The author is deft and skilful in the way the story unfolds - which is told partly in flashback. There's a mystery at the heart of the book too; we are told that something happened to Paul in the trenches (other than the normal!); something involving a man called Jenkins and it takes the book to unravel what happens whilst still coping with about six different plotlines. Impressive.




COMMENTS FROM AMAZON READERS:

"WOW! This is the only word that comes to mind. If you are looking for FANTASTIC then this is the book for you. Never having written or wanting to write a review I felt compelled to let other people know what a gem this book is. I have just finished the sequel and it is just as good.(If not better). Others have written what to expect so I won't say it again but the story flows like smooth silk sheets. Even the graphic accounts of war are handled with grace, as are the love, duty and honour. Paul, Patrick, Mick, Margot and even Adam will remain with me forever."

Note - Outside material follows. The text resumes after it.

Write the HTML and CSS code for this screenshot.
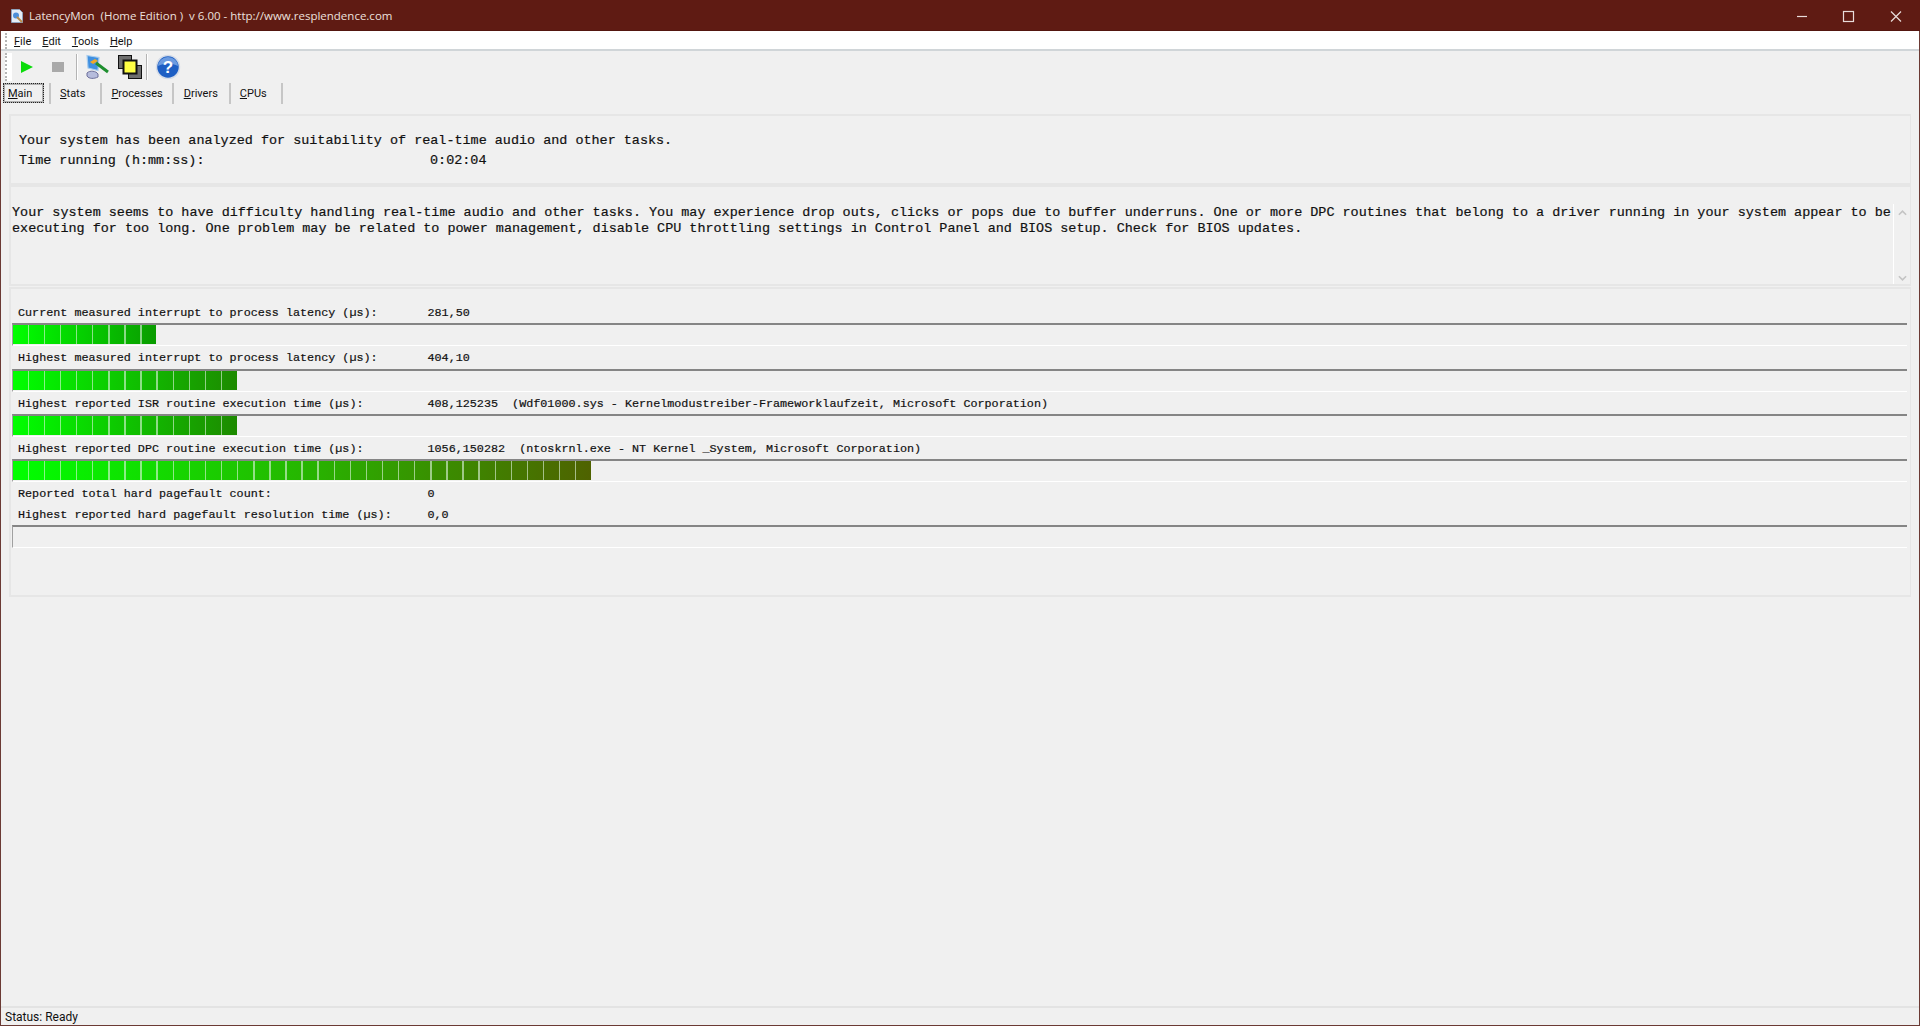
FILE: index.html
```html
<!DOCTYPE html>
<html lang="en">
<head>
<meta charset="utf-8">
<title>LatencyMon</title>
<link rel="stylesheet" href="styles.css">
</head>
<body>
<div class="window">
  <header class="titlebar">
    <svg class="appicon" viewBox="0 0 16 16" width="16" height="16">
      <path d="M2.500 1.500h8l3 3v10h-11z" fill="#e6edf6" stroke="#8fa3bd"/>
      <circle cx="7" cy="7.500" r="3" fill="#4f8fd8"/>
      <path d="M8 9l5 5" stroke="#b98b4a" stroke-width="2"/>
    </svg>
    <span class="title-text">LatencyMon&nbsp; (Home Edition )&nbsp; v 6.00 - http://www.resplendence.com</span>
    <div class="winctrls">
      <svg viewBox="0 0 46 30" width="46" height="30"><path d="M18 15.500h10" stroke="#e9dcda" stroke-width="1.200"/></svg>
      <svg class="ctrl-max" viewBox="0 0 46 30" width="46" height="30"><rect x="18.500" y="10.500" width="10" height="10" fill="none" stroke="#e9dcda" stroke-width="1.200"/></svg>
      <svg viewBox="0 0 46 30" width="46" height="30"><path d="M18 10.500l10 10M28 10.500l-10 10" stroke="#e9dcda" stroke-width="1.200"/></svg>
    </div>
  </header>
  <nav class="menubar">
    <span class="grip"></span>
    <span class="menu"><u>F</u>ile</span><span class="menu"><u>E</u>dit</span><span class="menu"><u>T</u>ools</span><span class="menu"><u>H</u>elp</span>
  </nav>
  <div class="toolbar">
    <span class="grip grip-tool"></span>
    <svg class="tool tool-play" viewBox="0 0 24 24" width="24" height="24"><path d="M6 6l12 6-12 6z" fill="#0bdc0b"/></svg>
    <svg class="tool tool-stop" viewBox="0 0 24 24" width="24" height="24"><rect x="6" y="7" width="12" height="10" fill="#a9a9a9"/></svg>
    <span class="sep"></span>
    <svg class="tool tool-mon" viewBox="0 0 26 26" width="26" height="26">
      <path d="M3 1.500l12 2-1 13-10-2.500z" fill="#3f8fe0" stroke="#a8cdee" stroke-width="1.200"/>
      <path d="M3 19c3-3 9-2 11 1v3c-4 2-9 2-11-1z" fill="#b6bcdc" stroke="#6c6f9a"/>
      <path d="M6 8l5-3 3 2-5 3z" fill="#f0a828"/>
      <path d="M12 9l12 9" stroke="#1f8f2f" stroke-width="3"/>
    </svg>
    <svg class="tool tool-win" viewBox="0 0 26 26" width="26" height="26">
      <rect x="1.500" y="1.500" width="13" height="13" fill="#6e6e6e" stroke="#111"/>
      <rect x="11.500" y="11.500" width="13" height="13" fill="#6e6e6e" stroke="#111"/>
      <rect x="6.500" y="6.500" width="13" height="13" fill="#ffff44" stroke="#111" stroke-width="2"/>
    </svg>
    <span class="sep sep-help"></span>
    <svg class="tool tool-help" viewBox="0 0 26 26" width="26" height="26">
      <circle cx="13" cy="13" r="11.500" fill="#1e5fc4" stroke="#d5dce8" stroke-width="1.500"/>
      <path d="M3 12a10 9 0 0 1 20 0c-6-3-14-3-20 0z" fill="#6c9be0"/>
      <text x="13" y="19" class="help-q">?</text>
    </svg>
  </div>
  <div class="tabs">
    <span class="tab tab-active"><u>M</u>ain</span>
    <span class="tab tab-stats"><u>S</u>tats</span>
    <span class="tab tab-proc"><u>P</u>rocesses</span>
    <span class="tab tab-drv"><u>D</u>rivers</span>
    <span class="tab tab-cpu"><u>C</u>PUs</span>
  </div>
  <main class="content">
    <section class="panel panel-head">
      <p class="big">Your system has been analyzed for suitability of real-time audio and other tasks.</p>
      <p class="big time-row"><span class="time-label">Time running (h:mm:ss):</span><span>0:02:04</span></p>
    </section>
    <section class="panel panel-msg">
      <p class="big msg">Your system seems to have difficulty handling real-time audio and other tasks. You may experience drop outs, clicks or pops due to buffer underruns. One or more DPC routines that belong to a driver running in your system appear to be executing for too long. One problem may be related to power management, disable CPU throttling settings in Control Panel and BIOS setup. Check for BIOS updates.</p>
      <div class="scroll">
        <svg viewBox="0 0 10 6" width="9" height="6"><path d="M1 5l4-4 4 4" fill="none" stroke="#c4c4c4" stroke-width="1.800"/></svg>
        <svg viewBox="0 0 10 6" width="9" height="6"><path d="M1 1l4 4 4-4" fill="none" stroke="#c4c4c4" stroke-width="1.800"/></svg>
      </div>
    </section>
    <section class="panel panel-meters">
      <div class="row"><span class="lbl">Current measured interrupt to process latency (µs):</span><span>281,50</span></div>
      <div class="bar"><div class="fill fill-a"></div></div>
      <div class="row"><span class="lbl">Highest measured interrupt to process latency (µs):</span><span>404,10</span></div>
      <div class="bar"><div class="fill fill-b"></div></div>
      <div class="row"><span class="lbl">Highest reported ISR routine execution time (µs):</span><span>408,125235&nbsp; (Wdf01000.sys - Kernelmodustreiber-Frameworklaufzeit, Microsoft Corporation)</span></div>
      <div class="bar"><div class="fill fill-b"></div></div>
      <div class="row"><span class="lbl">Highest reported DPC routine execution time (µs):</span><span>1056,150282&nbsp; (ntoskrnl.exe - NT Kernel _System, Microsoft Corporation)</span></div>
      <div class="bar"><div class="fill fill-c"></div></div>
      <div class="row"><span class="lbl">Reported total hard pagefault count:</span><span>0</span></div>
      <div class="row row-tight"><span class="lbl">Highest reported hard pagefault resolution time (µs):</span><span>0,0</span></div>
      <div class="bar"></div>
    </section>
  </main>
  <footer class="status">Status: Ready</footer>
</div>
</body>
</html>
```
FILE: styles.css
```css
* { box-sizing: border-box; }
html, body { margin: 0; height: 100%; }
body { background: #f0f0f0; overflow: hidden; }
p { margin: 0; }
.window {
  height: 1026px; display: flex; flex-direction: column;
  border-left: 1px solid #6b3a34; border-right: 1px solid #6b3a34; border-bottom: 1px solid #6b3a34;
  font-family: Roboto, "Open Sans", sans-serif; color: #111;
}
.titlebar { height: 31px; background: #5f1b13; color: #ece0de; display: flex; align-items: center; padding: 1px 0 0 9px; flex: none; margin: 0 -1px; border-bottom: 1px solid #54160f; }
.appicon { margin-right: 4px; }
.title-text { font-family: "Open Sans", sans-serif; font-size: 11.5px; flex: 1; }
.winctrls { display: flex; margin-right: 1px; }
.winctrls svg { display: block; }
.ctrl-max { margin-right: 2px; }
.menubar { height: 20px; background: #fff; border-bottom: 2px solid #d0d5d8; display: flex; align-items: center; flex: none; padding: 2px 0 0 4px; font-size: 11px; }
.grip { width: 2px; height: 100%; border-left: 2px dotted #b5b5b5; margin-right: 7px; }
.menu { margin-right: 11px; }
.toolbar { height: 32px; display: flex; align-items: center; flex: none; padding-left: 4px; }
.grip-tool { width: 7px; height: 28px; margin-right: 3px; background: #fff; }
.tool { display: block; flex: none; }
.tool-stop { margin-left: 7px; }
.tool-mon { margin-left: 6px; }
.tool-win { margin-left: 7px; }
.tool-help { margin-left: 7px; }
.sep { width: 2px; height: 26px; background: #b4b4b4; border-right: 1px solid #fff; margin-left: 6px; }
.sep-help { margin-left: 3px; }
.help-q { font: bold 17px "Liberation Sans", sans-serif; fill: #fff; text-anchor: middle; }
.tabs { height: 22px; display: flex; align-items: flex-start; flex: none; font-size: 11px; padding-left: 2px; }
.tab { height: 21px; display: flex; align-items: center; border-right: 2px solid #c6c6c6; padding: 0 11px 0 9px; }
.tab-active { width: 41px; padding: 0 3px; outline: 1px dotted #222; border: 2px solid #b0b0b0; outline-offset: -1px; margin-right: 5px; height: 20px; }
.tab-stats { padding-left: 9px; padding-right: 15px; border-left: 2px solid #c6c6c6; }
.tab-proc { padding: 0 9px; }
.tab-drv { padding: 0 11px 0 10px; }
.tab-cpu { padding-right: 14px; }
.content { flex: 1; padding: 9px 8px 0 8px; display: flex; flex-direction: column; min-height: 0; }
.panel { border: 2px solid #e6e6e6; border-right-width: 1px; }
.big { font-family: "Liberation Mono", monospace; font-size: 13.45px; line-height: 20px; color: #111; -webkit-text-stroke: 0.2px #111; }
.panel-head { height: 71px; padding: 15px 0 0 8px; }
.time-row { display: flex; }
.time-label { width: 411px; }
.panel-msg { height: 101px; padding: 18px 0 0 1px; position: relative; display: flex; }
.msg { line-height: 16px; width: 1885px; }
.scroll { position: absolute; right: 0; top: 17px; bottom: 0; width: 17px; border-left: 1px solid #fff; display: flex; flex-direction: column; justify-content: space-between; padding: 6px 0 3px; align-items: center; }
.panel-meters { height: 310px; margin-top: 1px; padding: 12px 0 0 1px; font-family: "Liberation Mono", monospace; font-size: 11.75px; -webkit-text-stroke: 0.2px #111; }
.row { height: 22.3px; display: flex; align-items: center; padding: 2px 0 0 6px; white-space: pre; }
.row-tight { height: 20.5px; padding-top: 0; }
.lbl { width: 409.500px; flex: none; }
.bar { height: 23px; margin-right: 3px; border-top: 2px solid #858585; border-left: 1px solid #a0a0a0; border-bottom: 1px solid #fff; }
.fill { height: 19px; position: relative; }
.fill::after { content: ""; position: absolute; inset: 0; background: repeating-linear-gradient(to right, transparent 0 14.6px, rgba(225,245,225,.6) 14.6px 16.1px); }
.fill-a { width: 143.4px; background: linear-gradient(to right, #00ff00, #0a9c00); }
.fill-b { width: 223.9px; background: linear-gradient(to right, #00ff00, #1d8a00); }
.fill-c { width: 578.1px; background: linear-gradient(to right, #00ff00, #26b600 50%, #4f6200); }
.status { height: 19px; margin-top: auto; border-top: 2px solid #e3e3e3; padding: 0 0 0 4px; font-size: 12px; line-height: 18px; flex: none; }
```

"This is the kind of novel that books clubs, and anyone who likes a good story, will love. It is accessible, easy to read and a page turner, but as well as that it raises questions. This is a book about complex desires and needs, set in a time that does not accept relationships that are anything other than the norm. Complicated issues are tackled with great sensitivity and insight in what turns out to be a romance with a difference. Thoroughly recommended!

"Having previously read Pat Barker's Regeneration Trilogy, Strange Meeting by Susan Hill and In the Absence of Men by Phillipe Besson and thoroughly enjoyed all, I ordered this book with great expectations. I was not disappointed. I could not put this book down as once the character of Patrick was introduced, I felt myself wishing him to 'succeed'. The flashbacks to the time in the trenches was vivid and graphic, as it should be for a novel of WW1, but at the same time allowed the development of the characters and their past interactions to be explained."